Start of Data excerpt
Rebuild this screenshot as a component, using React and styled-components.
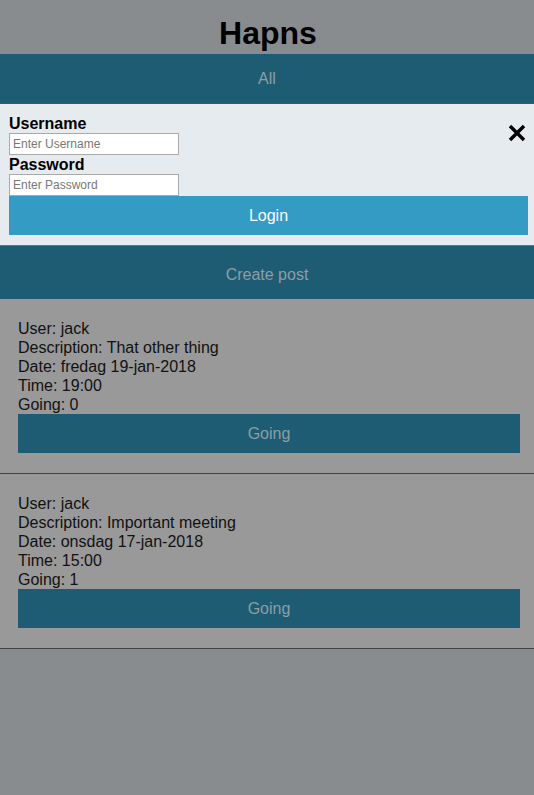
import React from "react";
import styled, { createGlobalStyle } from "styled-components";

const GlobalStyle = createGlobalStyle`
  html, body {
    margin: 0;
    padding: 0;
    background: #898c8f;
    font-family: "Liberation Sans", Arial, sans-serif;
    font-size: 16px;
  }
`;

const Page = styled.div`
  min-height: 795px;
  background: #898c8f;
`;

const Title = styled.h1`
  margin: 0;
  height: 54px;
  display: flex;
  align-items: flex-end;
  justify-content: center;
  font-size: 32px;
  font-weight: bold;
  color: #000;
  line-height: 1;
  padding-bottom: 5px;
  padding-left: 2px;
  box-sizing: border-box;
`;

const BarButton = styled.button`
  display: block;
  width: 100%;
  height: ${(p) => p.h || 49}px;
  border: none;
  margin: 0;
  padding-top: ${(p) => p.pt || 2}px;
  background: #1e5c74;
  color: #8d9ea4;
  font-family: inherit;
  font-size: 16px;
  cursor: pointer;
`;

const LoginPanel = styled.form`
  position: relative;
  display: flex;
  flex-direction: column;
  background: #e6ebef;
  border-top: 1px solid #3a5a68;
  border-bottom: 1px solid #6d6f71;
  padding: 10px 6px 10px 9px;
`;

const Label = styled.label`
  font-weight: bold;
  font-size: 16px;
  line-height: 19px;
  color: #000;
`;

const Input = styled.input`
  width: 170px;
  height: 22px;
  box-sizing: border-box;
  border: 1px solid #a9a9a9;
  background: #fff;
  padding: 0 3px;
  margin: 0;
  font-family: "Liberation Sans", Arial, sans-serif;
  font-size: 12px;
  &::placeholder {
    color: #777;
  }
`;

const LoginButton = styled.button`
  height: 39px;
  border: none;
  background: #339bc4;
  color: #fff;
  font-family: inherit;
  font-size: 16px;
`;

const Close = styled.button`
  position: absolute;
  top: 20px;
  right: 7px;
  width: 20px;
  height: 20px;
  padding: 0;
  border: none;
  background: transparent;
  cursor: pointer;
`;

const Card = styled.div`
  background: #999999;
  border-bottom: 1px solid #444;
  padding: 20px 14px 20px 18px;
  color: #111;
`;

const Line = styled.div`
  line-height: 19px;
  font-size: 16px;
`;

const GoingButton = styled.button`
  display: block;
  width: 100%;
  height: 39px;
  border: none;
  background: #1e5c74;
  color: #8d9ea4;
  font-family: inherit;
  font-size: 16px;
`;

const posts = [
  { user: "jack", description: "That other thing", date: "fredag 19-jan-2018", time: "19:00", going: 0 },
  { user: "jack", description: "Important meeting", date: "onsdag 17-jan-2018", time: "15:00", going: 1 },
];

export default function App() {
  return (
    <Page>
      <GlobalStyle />
      <Title>Hapns</Title>
      <BarButton>All</BarButton>
      <LoginPanel onSubmit={(e) => e.preventDefault()}>
        <Label>Username</Label>
        <Input placeholder="Enter Username" />
        <Label>Password</Label>
        <Input type="password" placeholder="Enter Password" />
        <LoginButton>Login</LoginButton>
        <Close type="button" aria-label="close">
          <svg width="18" height="18" viewBox="0 0 18 18">
            <path d="M2 2 L16 16 M16 2 L2 16" stroke="#000" strokeWidth="3.4" strokeLinecap="butt" />
          </svg>
        </Close>
      </LoginPanel>
      <BarButton h={53} pt={5}>Create post</BarButton>
      {posts.map((p, i) => (
        <Card key={i}>
          <Line>User: {p.user}</Line>
          <Line>Description: {p.description}</Line>
          <Line>Date: {p.date}</Line>
          <Line>Time: {p.time}</Line>
          <Line>Going: {p.going}</Line>
          <GoingButton>Going</GoingButton>
        </Card>
      ))}
    </Page>
  );
}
End of Data excerpt
- Instruction: Transcribe all the data word for word; the images stay out.

- Written solution:
Rebuild this screenshot as a component, using React and styled-components.
import React from "react";
import styled, { createGlobalStyle } from "styled-components";

const GlobalStyle = createGlobalStyle`
  html, body {
    margin: 0;
    padding: 0;
    background: #898c8f;
    font-family: "Liberation Sans", Arial, sans-serif;
    font-size: 16px;
  }
`;

const Page = styled.div`
  min-height: 795px;
  background: #898c8f;
`;

const Title = styled.h1`
  margin: 0;
  height: 54px;
  display: flex;
  align-items: flex-end;
  justify-content: center;
  font-size: 32px;
  font-weight: bold;
  color: #000;
  line-height: 1;
  padding-bottom: 5px;
  padding-left: 2px;
  box-sizing: border-box;
`;

const BarButton = styled.button`
  display: block;
  width: 100%;
  height: ${(p) => p.h || 49}px;
  border: none;
  margin: 0;
  padding-top: ${(p) => p.pt || 2}px;
  background: #1e5c74;
  color: #8d9ea4;
  font-family: inherit;
  font-size: 16px;
  cursor: pointer;
`;

const LoginPanel = styled.form`
  position: relative;
  display: flex;
  flex-direction: column;
  background: #e6ebef;
  border-top: 1px solid #3a5a68;
  border-bottom: 1px solid #6d6f71;
  padding: 10px 6px 10px 9px;
`;

const Label = styled.label`
  font-weight: bold;
  font-size: 16px;
  line-height: 19px;
  color: #000;
`;

const Input = styled.input`
  width: 170px;
  height: 22px;
  box-sizing: border-box;
  border: 1px solid #a9a9a9;
  background: #fff;
  padding: 0 3px;
  margin: 0;
  font-family: "Liberation Sans", Arial, sans-serif;
  font-size: 12px;
  &::placeholder {
    color: #777;
  }
`;

const LoginButton = styled.button`
  height: 39px;
  border: none;
  background: #339bc4;
  color: #fff;
  font-family: inherit;
  font-size: 16px;
`;

const Close = styled.button`
  position: absolute;
  top: 20px;
  right: 7px;
  width: 20px;
  height: 20px;
  padding: 0;
  border: none;
  background: transparent;
  cursor: pointer;
`;

const Card = styled.div`
  background: #999999;
  border-bottom: 1px solid #444;
  padding: 20px 14px 20px 18px;
  color: #111;
`;

const Line = styled.div`
  line-height: 19px;
  font-size: 16px;
`;

const GoingButton = styled.button`
  display: block;
  width: 100%;
  height: 39px;
  border: none;
  background: #1e5c74;
  color: #8d9ea4;
  font-family: inherit;
  font-size: 16px;
`;

const posts = [
  { user: "jack", description: "That other thing", date: "fredag 19-jan-2018", time: "19:00", going: 0 },
  { user: "jack", description: "Important meeting", date: "onsdag 17-jan-2018", time: "15:00", going: 1 },
];

export default function App() {
  return (
    <Page>
      <GlobalStyle />
      <Title>Hapns</Title>
      <BarButton>All</BarButton>
      <LoginPanel onSubmit={(e) => e.preventDefault()}>
        <Label>Username</Label>
        <Input placeholder="Enter Username" />
        <Label>Password</Label>
        <Input type="password" placeholder="Enter Password" />
        <LoginButton>Login</LoginButton>
        <Close type="button" aria-label="close">
          <svg width="18" height="18" viewBox="0 0 18 18">
            <path d="M2 2 L16 16 M16 2 L2 16" stroke="#000" strokeWidth="3.4" strokeLinecap="butt" />
          </svg>
        </Close>
      </LoginPanel>
      <BarButton h={53} pt={5}>Create post</BarButton>
      {posts.map((p, i) => (
        <Card key={i}>
          <Line>User: {p.user}</Line>
          <Line>Description: {p.description}</Line>
          <Line>Date: {p.date}</Line>
          <Line>Time: {p.time}</Line>
          <Line>Going: {p.going}</Line>
          <GoingButton>Going</GoingButton>
        </Card>
      ))}
    </Page>
  );
}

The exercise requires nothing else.